What you have to do ->
Lines containing the word "screenshot" are the ones to copy from the records below.

[BEGIN]

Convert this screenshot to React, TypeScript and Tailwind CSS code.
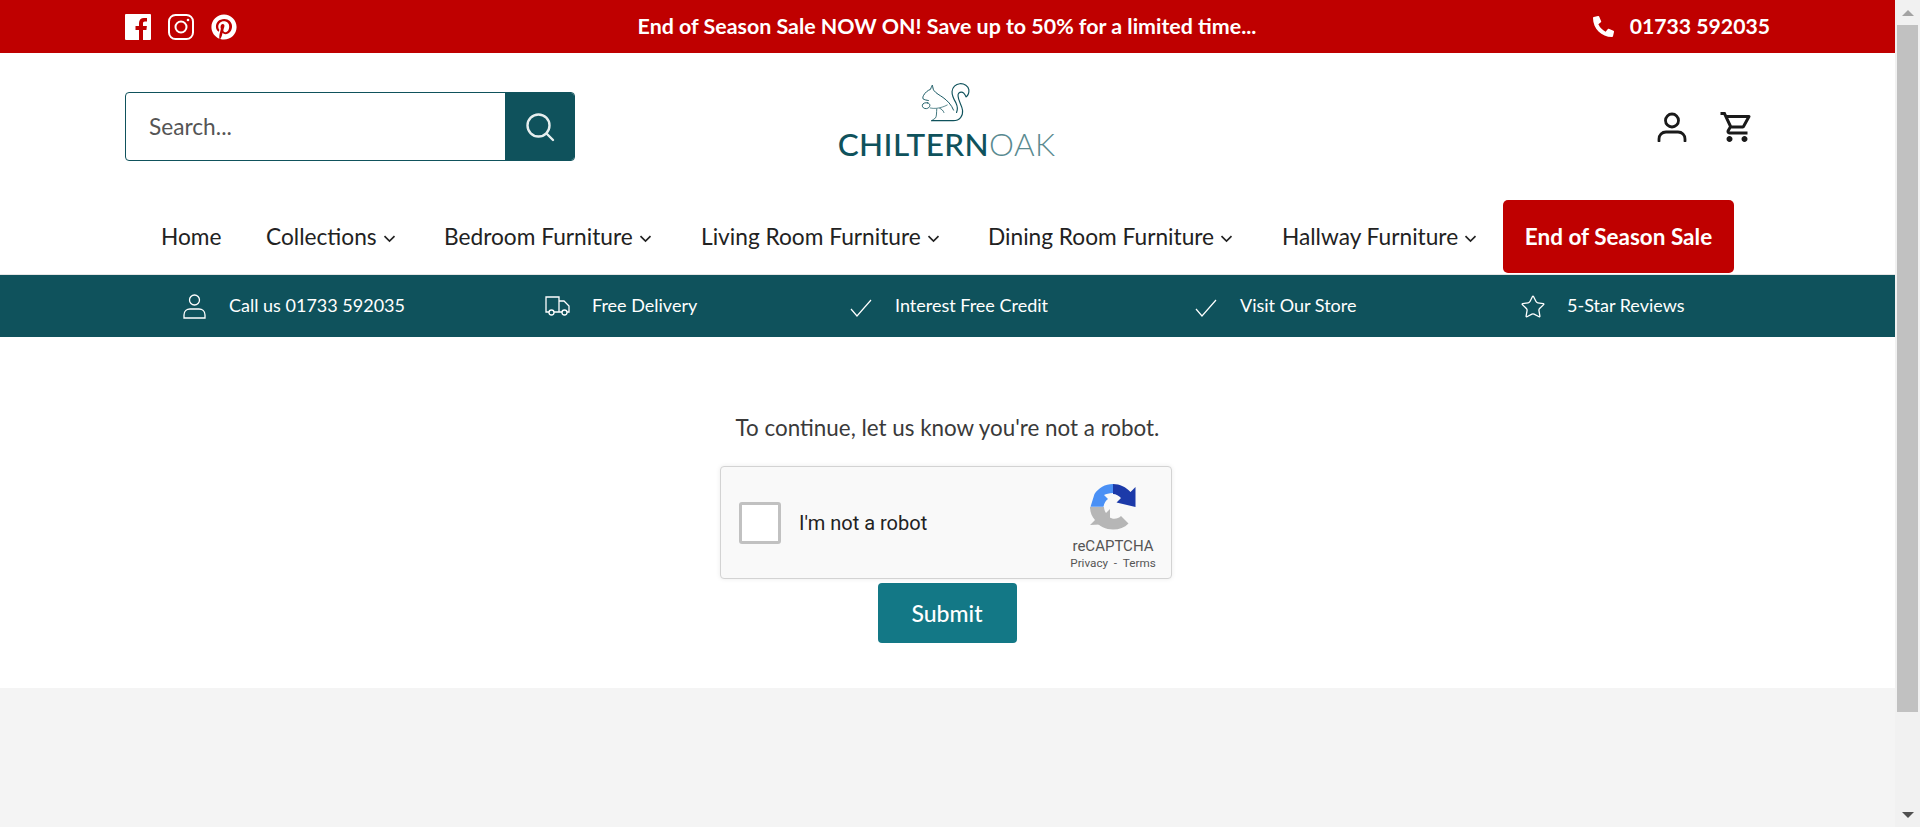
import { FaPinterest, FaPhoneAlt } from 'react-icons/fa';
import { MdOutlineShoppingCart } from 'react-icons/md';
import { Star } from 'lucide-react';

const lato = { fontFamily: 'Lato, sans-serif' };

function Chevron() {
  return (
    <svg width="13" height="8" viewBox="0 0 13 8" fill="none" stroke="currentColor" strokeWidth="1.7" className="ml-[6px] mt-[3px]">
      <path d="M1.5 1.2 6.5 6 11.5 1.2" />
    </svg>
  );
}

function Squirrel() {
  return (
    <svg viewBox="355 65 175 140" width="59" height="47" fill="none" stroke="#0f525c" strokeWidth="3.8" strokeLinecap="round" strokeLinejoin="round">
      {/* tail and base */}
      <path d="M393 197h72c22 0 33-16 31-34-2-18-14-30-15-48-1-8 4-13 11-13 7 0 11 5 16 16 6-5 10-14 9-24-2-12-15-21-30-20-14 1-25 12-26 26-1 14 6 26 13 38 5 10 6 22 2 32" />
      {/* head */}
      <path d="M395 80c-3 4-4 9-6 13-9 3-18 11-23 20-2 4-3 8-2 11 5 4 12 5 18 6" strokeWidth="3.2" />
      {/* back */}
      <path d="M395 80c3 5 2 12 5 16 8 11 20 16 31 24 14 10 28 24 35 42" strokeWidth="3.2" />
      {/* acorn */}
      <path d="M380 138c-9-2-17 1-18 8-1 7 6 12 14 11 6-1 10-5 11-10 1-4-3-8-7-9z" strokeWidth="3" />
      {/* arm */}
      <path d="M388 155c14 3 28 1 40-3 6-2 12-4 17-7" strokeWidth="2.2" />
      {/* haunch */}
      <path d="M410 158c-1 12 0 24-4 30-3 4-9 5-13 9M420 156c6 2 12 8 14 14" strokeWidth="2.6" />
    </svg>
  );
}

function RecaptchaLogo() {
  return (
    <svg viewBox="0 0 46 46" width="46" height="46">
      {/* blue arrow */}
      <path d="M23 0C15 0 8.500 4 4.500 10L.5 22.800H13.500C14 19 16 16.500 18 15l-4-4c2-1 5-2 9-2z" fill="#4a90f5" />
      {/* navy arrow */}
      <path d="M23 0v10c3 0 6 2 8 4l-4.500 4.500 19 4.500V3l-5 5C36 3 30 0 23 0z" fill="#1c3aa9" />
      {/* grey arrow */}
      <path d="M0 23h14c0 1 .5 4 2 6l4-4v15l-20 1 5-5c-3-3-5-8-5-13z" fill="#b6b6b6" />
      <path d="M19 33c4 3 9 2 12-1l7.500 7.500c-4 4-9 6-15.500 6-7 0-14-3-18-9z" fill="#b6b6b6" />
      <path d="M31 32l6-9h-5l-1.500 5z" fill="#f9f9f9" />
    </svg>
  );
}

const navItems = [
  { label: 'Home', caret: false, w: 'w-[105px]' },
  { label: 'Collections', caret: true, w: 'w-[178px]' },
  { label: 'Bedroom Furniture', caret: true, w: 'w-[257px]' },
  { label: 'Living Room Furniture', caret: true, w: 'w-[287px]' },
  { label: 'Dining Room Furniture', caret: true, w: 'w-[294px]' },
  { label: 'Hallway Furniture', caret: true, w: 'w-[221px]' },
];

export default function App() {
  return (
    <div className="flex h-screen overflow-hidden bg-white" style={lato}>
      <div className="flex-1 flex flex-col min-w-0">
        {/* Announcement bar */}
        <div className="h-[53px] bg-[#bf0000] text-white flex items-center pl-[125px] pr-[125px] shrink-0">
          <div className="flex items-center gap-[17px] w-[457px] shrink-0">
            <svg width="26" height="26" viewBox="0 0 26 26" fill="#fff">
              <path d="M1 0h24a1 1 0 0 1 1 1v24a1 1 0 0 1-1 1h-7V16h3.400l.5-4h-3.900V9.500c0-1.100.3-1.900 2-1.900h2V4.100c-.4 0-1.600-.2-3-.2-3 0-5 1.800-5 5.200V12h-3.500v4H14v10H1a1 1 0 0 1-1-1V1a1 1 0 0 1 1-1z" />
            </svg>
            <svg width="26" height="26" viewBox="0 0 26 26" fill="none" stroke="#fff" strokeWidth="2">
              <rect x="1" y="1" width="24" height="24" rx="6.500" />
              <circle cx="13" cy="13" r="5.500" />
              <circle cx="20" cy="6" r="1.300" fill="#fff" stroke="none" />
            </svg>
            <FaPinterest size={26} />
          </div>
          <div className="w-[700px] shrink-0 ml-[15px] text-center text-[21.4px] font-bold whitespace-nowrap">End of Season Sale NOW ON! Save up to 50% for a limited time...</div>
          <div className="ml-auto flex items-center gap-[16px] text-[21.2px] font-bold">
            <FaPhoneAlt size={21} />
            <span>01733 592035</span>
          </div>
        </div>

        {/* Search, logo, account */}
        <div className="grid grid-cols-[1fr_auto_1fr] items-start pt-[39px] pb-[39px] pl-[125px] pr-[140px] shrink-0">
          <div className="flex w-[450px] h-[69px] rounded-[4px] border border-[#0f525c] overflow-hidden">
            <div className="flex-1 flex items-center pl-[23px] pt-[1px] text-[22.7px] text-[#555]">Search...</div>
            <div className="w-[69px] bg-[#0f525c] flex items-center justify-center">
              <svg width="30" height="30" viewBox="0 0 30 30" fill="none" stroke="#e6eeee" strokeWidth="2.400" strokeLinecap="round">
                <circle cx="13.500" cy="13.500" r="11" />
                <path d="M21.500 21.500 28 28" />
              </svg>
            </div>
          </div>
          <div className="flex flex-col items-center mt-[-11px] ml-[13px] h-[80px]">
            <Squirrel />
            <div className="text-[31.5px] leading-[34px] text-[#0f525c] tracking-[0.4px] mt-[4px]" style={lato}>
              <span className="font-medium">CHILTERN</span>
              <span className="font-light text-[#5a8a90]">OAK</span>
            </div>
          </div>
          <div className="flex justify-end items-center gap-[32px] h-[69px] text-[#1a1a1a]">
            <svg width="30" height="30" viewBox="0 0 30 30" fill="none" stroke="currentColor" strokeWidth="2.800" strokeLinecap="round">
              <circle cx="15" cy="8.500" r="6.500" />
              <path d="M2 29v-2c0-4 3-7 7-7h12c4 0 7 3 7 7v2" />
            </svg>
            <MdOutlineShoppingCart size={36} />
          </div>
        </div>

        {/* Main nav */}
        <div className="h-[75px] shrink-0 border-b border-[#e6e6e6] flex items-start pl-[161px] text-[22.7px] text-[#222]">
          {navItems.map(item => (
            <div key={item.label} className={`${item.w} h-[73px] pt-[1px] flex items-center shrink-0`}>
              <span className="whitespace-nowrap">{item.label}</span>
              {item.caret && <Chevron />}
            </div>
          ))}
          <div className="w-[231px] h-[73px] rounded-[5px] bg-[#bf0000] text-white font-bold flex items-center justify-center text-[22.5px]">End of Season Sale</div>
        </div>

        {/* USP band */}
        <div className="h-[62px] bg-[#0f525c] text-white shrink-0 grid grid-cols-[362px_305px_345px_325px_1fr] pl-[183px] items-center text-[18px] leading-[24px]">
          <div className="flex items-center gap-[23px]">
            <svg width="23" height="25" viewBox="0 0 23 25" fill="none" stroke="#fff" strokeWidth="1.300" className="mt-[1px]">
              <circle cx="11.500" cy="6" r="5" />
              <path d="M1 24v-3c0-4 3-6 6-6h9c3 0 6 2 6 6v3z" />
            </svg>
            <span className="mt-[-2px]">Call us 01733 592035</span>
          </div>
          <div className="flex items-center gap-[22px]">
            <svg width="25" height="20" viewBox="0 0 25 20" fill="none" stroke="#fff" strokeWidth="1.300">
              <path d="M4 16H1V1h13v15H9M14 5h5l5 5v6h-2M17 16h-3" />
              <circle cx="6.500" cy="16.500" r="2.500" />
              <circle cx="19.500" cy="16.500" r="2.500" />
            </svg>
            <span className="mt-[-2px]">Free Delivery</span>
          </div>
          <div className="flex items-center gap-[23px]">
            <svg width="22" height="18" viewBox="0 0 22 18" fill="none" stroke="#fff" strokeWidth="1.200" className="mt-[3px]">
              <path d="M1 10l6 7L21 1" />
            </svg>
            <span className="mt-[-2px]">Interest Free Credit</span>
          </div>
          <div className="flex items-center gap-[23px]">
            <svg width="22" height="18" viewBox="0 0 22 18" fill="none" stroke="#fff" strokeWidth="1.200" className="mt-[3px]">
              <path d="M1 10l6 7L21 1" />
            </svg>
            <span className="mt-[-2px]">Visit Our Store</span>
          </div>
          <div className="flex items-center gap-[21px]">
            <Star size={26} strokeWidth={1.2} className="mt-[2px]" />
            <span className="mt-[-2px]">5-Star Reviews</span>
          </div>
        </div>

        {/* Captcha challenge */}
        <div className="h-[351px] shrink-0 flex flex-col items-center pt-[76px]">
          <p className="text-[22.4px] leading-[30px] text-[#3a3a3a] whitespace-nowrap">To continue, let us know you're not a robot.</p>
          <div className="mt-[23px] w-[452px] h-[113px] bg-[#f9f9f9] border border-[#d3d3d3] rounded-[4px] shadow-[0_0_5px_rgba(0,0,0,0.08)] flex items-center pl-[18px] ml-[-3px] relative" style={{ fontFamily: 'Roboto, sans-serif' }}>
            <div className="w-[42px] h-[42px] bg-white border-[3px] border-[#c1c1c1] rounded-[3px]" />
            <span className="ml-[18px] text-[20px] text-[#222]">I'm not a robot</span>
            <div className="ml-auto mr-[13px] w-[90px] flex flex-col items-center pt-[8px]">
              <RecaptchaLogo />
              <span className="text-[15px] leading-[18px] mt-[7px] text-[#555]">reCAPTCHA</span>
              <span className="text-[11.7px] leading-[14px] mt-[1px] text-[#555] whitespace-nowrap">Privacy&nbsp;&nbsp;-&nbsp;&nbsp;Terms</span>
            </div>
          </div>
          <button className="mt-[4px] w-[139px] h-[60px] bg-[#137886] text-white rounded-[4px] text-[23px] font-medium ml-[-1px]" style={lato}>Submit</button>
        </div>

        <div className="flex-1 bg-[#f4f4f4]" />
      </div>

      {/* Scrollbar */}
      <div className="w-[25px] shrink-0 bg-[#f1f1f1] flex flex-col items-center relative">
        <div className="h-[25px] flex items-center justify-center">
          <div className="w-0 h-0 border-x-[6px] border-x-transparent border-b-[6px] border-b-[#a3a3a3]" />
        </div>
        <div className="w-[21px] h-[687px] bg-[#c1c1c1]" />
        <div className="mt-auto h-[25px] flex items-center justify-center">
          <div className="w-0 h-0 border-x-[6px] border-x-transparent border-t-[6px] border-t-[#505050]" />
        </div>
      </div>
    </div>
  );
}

[END]
[BEGIN]

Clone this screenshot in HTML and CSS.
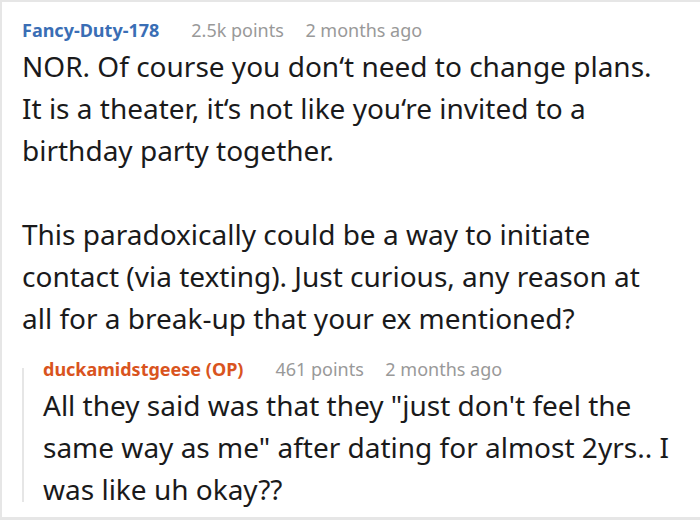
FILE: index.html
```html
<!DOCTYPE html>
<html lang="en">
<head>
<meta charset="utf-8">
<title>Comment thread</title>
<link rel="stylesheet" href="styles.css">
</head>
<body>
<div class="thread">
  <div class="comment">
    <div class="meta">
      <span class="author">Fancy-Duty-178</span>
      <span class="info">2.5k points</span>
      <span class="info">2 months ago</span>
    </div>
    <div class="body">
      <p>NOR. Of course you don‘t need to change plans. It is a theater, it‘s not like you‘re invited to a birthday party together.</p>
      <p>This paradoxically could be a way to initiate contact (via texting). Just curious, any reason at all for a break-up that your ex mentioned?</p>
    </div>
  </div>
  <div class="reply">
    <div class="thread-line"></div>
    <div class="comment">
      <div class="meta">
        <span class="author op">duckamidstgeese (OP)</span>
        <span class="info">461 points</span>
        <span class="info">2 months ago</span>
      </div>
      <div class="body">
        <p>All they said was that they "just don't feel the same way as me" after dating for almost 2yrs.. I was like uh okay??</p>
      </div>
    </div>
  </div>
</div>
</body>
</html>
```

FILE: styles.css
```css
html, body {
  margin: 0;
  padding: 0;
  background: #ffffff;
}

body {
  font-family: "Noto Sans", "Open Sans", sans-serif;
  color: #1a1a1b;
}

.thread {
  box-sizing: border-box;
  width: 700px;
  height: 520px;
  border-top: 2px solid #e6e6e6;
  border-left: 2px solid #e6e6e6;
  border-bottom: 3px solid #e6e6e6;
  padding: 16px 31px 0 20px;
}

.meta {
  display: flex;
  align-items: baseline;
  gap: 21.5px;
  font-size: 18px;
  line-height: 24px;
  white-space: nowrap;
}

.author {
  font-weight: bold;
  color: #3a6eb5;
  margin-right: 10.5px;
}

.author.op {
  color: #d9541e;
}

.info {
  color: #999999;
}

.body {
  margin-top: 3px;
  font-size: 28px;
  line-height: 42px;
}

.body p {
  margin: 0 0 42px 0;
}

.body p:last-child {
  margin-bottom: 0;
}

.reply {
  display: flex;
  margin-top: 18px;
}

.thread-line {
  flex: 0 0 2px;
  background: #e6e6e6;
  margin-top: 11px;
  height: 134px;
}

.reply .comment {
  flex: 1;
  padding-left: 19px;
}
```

[END]

Final answer ->
Convert this screenshot to React, TypeScript and Tailwind CSS code.
Clone this screenshot in HTML and CSS.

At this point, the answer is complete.